In the global economic situation, the scale and intensity of China's R&D investment remains stable, Sun told Yicai, adding that maintaining growth is not an easy task.
In recent years, the proportion of funds China allocated to scientific research to its total R&D expenditure slightly decreased, despite the government continuing to focus on it, the report showed. In the future, China should increase scientific research funds for universities and research institutes and encourage enterprises to conduct basic and applied research based on common industrial technologies.
In 2022, China's R&D investment scale ranked second worldwide but was not even half of that of the US in first place. However, it was 3.6 times that of Germany, 3.2 times that of Japan, and 2.2 times that of the United Kingdom, France, Canada, and Italy, according to the report.
The three Chinese provincial-level regions with the highest R&D spending in 2023 were Guangdong province, Jiangsu province, and Beijing, which accounted for nearly 36 percent of the country's total, data from the report showed. They respectively invested CNY480 billion, CNY421.2 billion, and CNY294.7 billion in R&D that year.
In terms of regions, central China saw its R&D expenses contribution to the nation increase to 18.2 percent in 2023 from 17.9 percent in 2020, according to the report.
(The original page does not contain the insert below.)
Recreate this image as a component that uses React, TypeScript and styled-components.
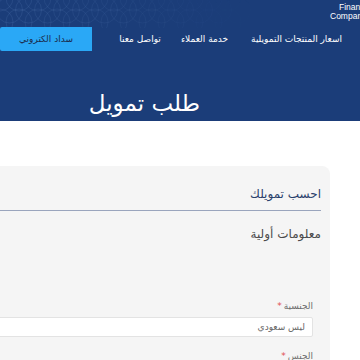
import React from 'react';
import styled, { createGlobalStyle } from 'styled-components';

const GlobalStyle = createGlobalStyle`
  html, body {
    margin: 0;
    padding: 0;
    background: #ffffff;
    overflow: hidden;
    font-family: 'DejaVu Sans', 'Noto Sans', sans-serif;
  }
`;

const navy = '#1b3d79';

const Page = styled.div`
  width: 360px;
  height: 360px;
  overflow: hidden;
  direction: rtl;
  background: #ffffff;
`;

const Header = styled.header`
  position: relative;
  height: 121px;
  background: ${navy};
  overflow: hidden;
`;

const Pattern = styled.svg`
  position: absolute;
  left: 0;
  top: 0;
`;

const TopBar = styled.div`
  position: relative;
  display: flex;
  justify-content: flex-start;
  height: 27px;
`;

const Logo = styled.div`
  direction: ltr;
  text-align: left;
  width: 40px;
  margin-right: -10px;
  padding-top: 3px;
  color: #ffffff;
  font-family: 'Liberation Sans', sans-serif;
  font-size: 8.5px;
  line-height: 8.5px;
  white-space: nowrap;
`;

const LogoLine = styled.div<{ indent: number }>`
  padding-left: ${({ indent }) => indent}px;
`;

const NavRow = styled.nav`
  position: relative;
  display: flex;
  align-items: center;
  height: 24px;
  padding-right: 18px;
`;

const NavLink = styled.a<{ gap: number }>`
  color: #ffffff;
  font-size: 9px;
  margin-left: ${({ gap }) => gap}px;
  white-space: nowrap;
`;

const PayButton = styled.a`
  margin-right: auto;
  width: 92px;
  height: 24px;
  display: flex;
  align-items: center;
  justify-content: center;
  background: #2aa8f6;
  border-top-left-radius: 2px;
  border-bottom-left-radius: 2px;
  color: #1b2a4a;
  font-size: 9px;
`;

const Title = styled.h1`
  position: relative;
  margin: 0;
  padding: 37px 160px 0 0;
  color: #ffffff;
  font-size: 23px;
  font-weight: normal;
  line-height: 30px;
`;

const Body = styled.main`
  padding-top: 45px;
`;

const Card = styled.section`
  margin-right: 30px;
  margin-left: -20px;
  height: 200px;
  background: #f5f5f5;
  border-radius: 8px 8px 0 0;
  padding: 20px 9px 0 0;
`;

const CardTitle = styled.h2`
  margin: 0;
  padding-bottom: 7px;
  border-bottom: 1.5px solid #9aa5bd;
  color: #2a3f6c;
  font-size: 12px;
  font-weight: normal;
  line-height: 17px;
`;

const Section = styled.h3`
  margin: 15px 0 0;
  color: #4a4a4a;
  font-size: 12px;
  font-weight: normal;
  line-height: 16px;
`;

const Field = styled.div<{ top: number }>`
  margin: ${({ top }) => top}px 8px 0 0;
`;

const Label = styled.label`
  display: block;
  color: #6f6f6f;
  font-size: 9px;
  line-height: 12px;
`;

const Star = styled.span`
  color: #e0504f;
  margin-right: 2px;
`;

const Input = styled.div`
  margin-top: 5px;
  height: 18px;
  background: #ffffff;
  border: 1px solid #e3e3e3;
  border-radius: 2px;
  padding-right: 7px;
  display: flex;
  align-items: center;
  color: #666666;
  font-size: 9px;
`;

const circles = () => {
  const items: React.ReactElement[] = [];
  for (let row = 0; row < 3; row++) {
    for (let col = 0; col < 14; col++) {
      const cx = col * 19 + (row % 2 ? 9.5 : 0);
      const cy = row * 12 - 2;
      const op = Math.max(0, 0.22 - col * 0.017);
      items.push(<circle key={`${row}-${col}`} cx={cx} cy={cy} r={13} fill="none" stroke="#6a8cc4" strokeWidth={0.8} opacity={op} />);
    }
  }
  return items;
};

const App = () => (
  <>
    <GlobalStyle />
    <Page>
      <Header>
        <Pattern width="260" height="28" viewBox="0 0 260 28">
          {circles()}
        </Pattern>
        <TopBar>
          <Logo>
            <LogoLine indent={9}>Finance</LogoLine>
            <LogoLine indent={0}>Company</LogoLine>
          </Logo>
        </TopBar>
        <NavRow>
          <NavLink gap={23}>اسعار المنتجات التمويلية</NavLink>
          <NavLink gap={20}>خدمة العملاء</NavLink>
          <NavLink gap={0}>تواصل معنا</NavLink>
          <PayButton>سداد الكتروني</PayButton>
        </NavRow>
        <Title>طلب تمويل</Title>
      </Header>
      <Body>
        <Card>
          <CardTitle>احسب تمويلك</CardTitle>
          <Section>معلومات أولية</Section>
          <Field top={58}>
            <Label>
              الجنسية<Star>*</Star>
            </Label>
            <Input>ليس سعودي</Input>
          </Field>
          <Field top={13}>
            <Label>
              الجنس<Star>*</Star>
            </Label>
          </Field>
        </Card>
      </Body>
    </Page>
  </>
);

export default App;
Meanwhile, the proportion of northeastern China fell to 3.4 percent from 3.6 percent.
Eastern and western Chinese regions maintained their contribution ratios in the period, at around 65 percent and 13 percent, respectively.
Enterprises have been China's main investors in R&D, with their contribution increasing to 79 percent in 2022 from 32 percent in 1995, the report showed. The Chinese government, as the country's second-largest contributor, saw its R&D investment drop to 17.8 percent from 25.8 percent in the period.